As previously reported, the Company has been named as a nominal defendant and all of its directors at the time
have been named as defendants in two identical purported derivative lawsuits filed in Chancery Court in New
Castle County, Delaware in July 2001, entitled Melvin P. Haar v. Barbara M. Barrett, et. al., (Civil Action No. 19018)
and Howard Lasker v. Barbara M. Barrett, et. al., (Civil Action No. 19027). The Haar and Lasker derivative
complaints contain allegations similar to those included in the Muzinich class action complaint and further allege
that the individual defendants breached fiduciary duties to the Company and purportedly failed to maintain
systems necessary for prudent management and control of the Company’s operations. The Haar and Lasker actions
have been consolidated under the caption In re Raytheon Company Shareholders Litigation (No. 19018-NC). On
January 30, 2004, the plaintiffs filed a Consolidated Amended Derivative Complaint in which the Company’s
outside auditor is also named as a defendant. In March 2004, all defendants filed a motion to dismiss the
Consolidated Amended Derivative Complaint. Without admitting any liability or wrongdoing, in November 2004,
the individual defendants, the Company and its outside auditor reached a tentative agreement to settle this
derivative action. The settlement, which is subject to court approval, will resolve all claims in the case and is not
expected to have a material effect on the Company’s financial position or results of operations.
As previously reported, in May 2003 two purported class action lawsuits entitled, Benjamin Wall v. Raytheon
Company et al. (Civil Action No. 03-10940-RGS) and Joseph I. Duggan, III v. Raytheon Company et al. (Civil Action
No. 03-10995-RGS), were filed in federal court in Boston, Massachusetts on behalf of participants in the
Company’s savings and investment plans who invested in the Company’s stock between August 19, 1999 and May
27, 2003. The two class action complaints are brought pursuant to the Employee Retirement Income Security Act
(ERISA). Both complaints allege that the Company and certain officers and directors breached ERISA fiduciary and
co-fiduciary duties arising out of the Company’s savings and investment plans’ investment in the Company stock.
In September 2003, these actions were consolidated. In April 2004, a second consolidated amended complaint (the
“Second Consolidated Amended, ERISA Complaint”, was filed on behalf of participants and beneficiaries in the
Company’s savings and investment plans who invested in the Company’s stock since October 7, 1998. In October
2004, the defendants filed a motion to dismiss the Second Consolidated Amended ERISA Complaint.

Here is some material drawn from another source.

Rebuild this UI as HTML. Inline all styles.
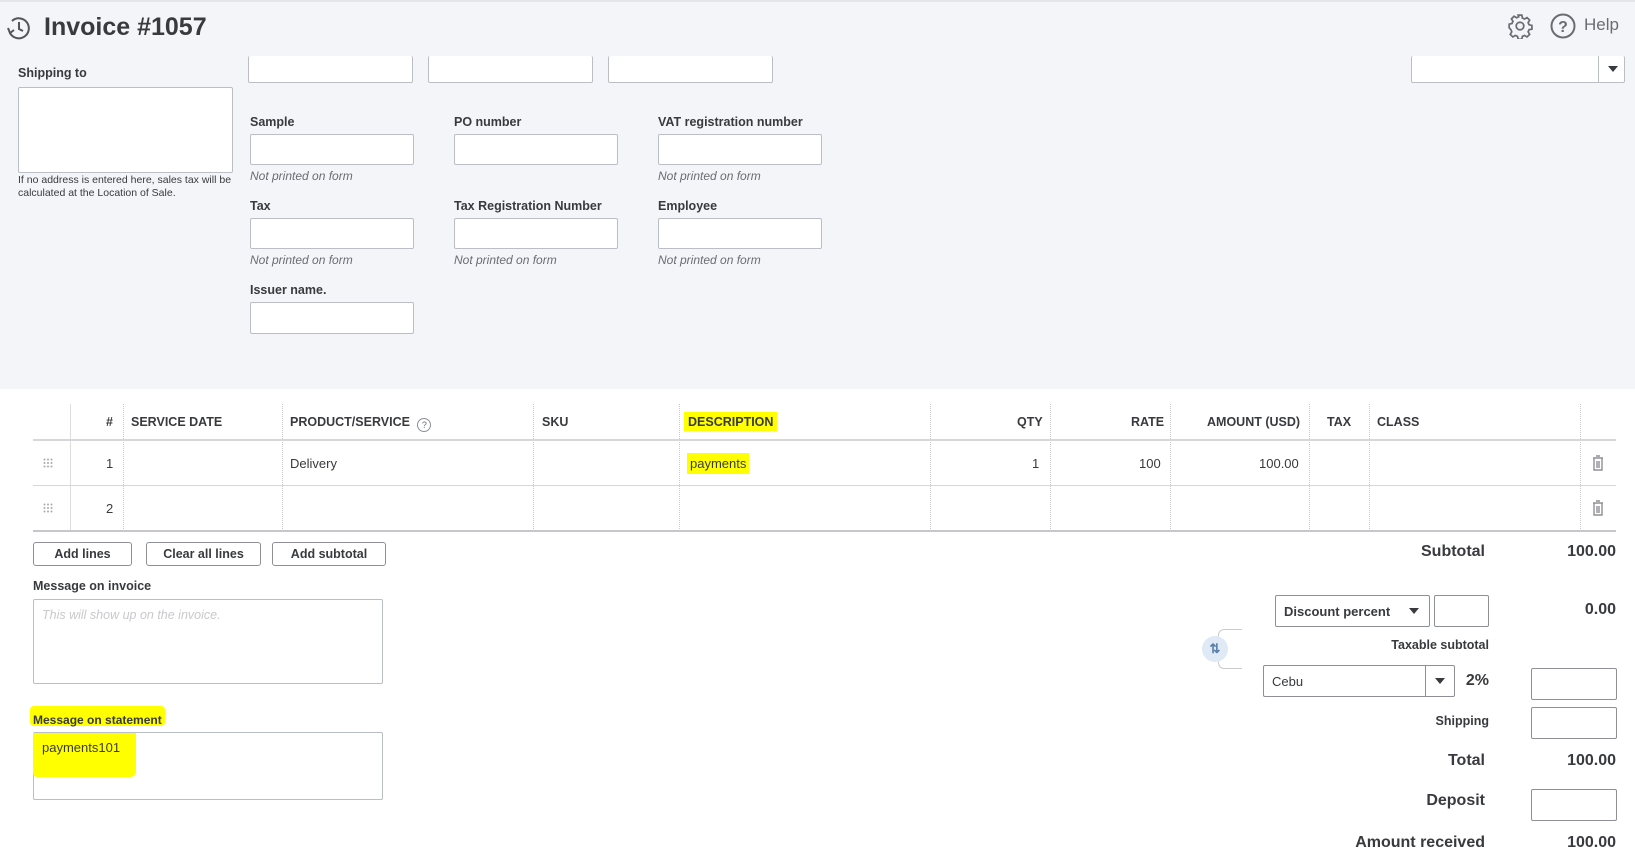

Although the Company believes that it has meritorious defenses to the claims made in each and all of the
aforementioned complaints and intends, except as to tentative settlements noted above, to contest each proceeding
vigorously, an adverse resolution of any of the proceedings could have a material adverse effect on the Company’s
financial position and results of operations. Other than the matters noted above as to which tentative settlements
have been reached, the Company is not presently able to reasonably estimate potential losses, if any, related to any
of the lawsuits.
The Company continues to cooperate with the staff of the Securities and Exchange Commission (SEC) on a
formal investigation related to the Company’s accounting practices primarily related to the commuter aircraft
business and the timing of revenue recognition at Raytheon Aircraft. The Company has been providing documents
and information to the SEC staff. In addition, certain present and former officers and employees of the Company
have provided testimony in connection with this investigation. The Company is unable to predict the outcome of
the investigation or any action that the SEC might take.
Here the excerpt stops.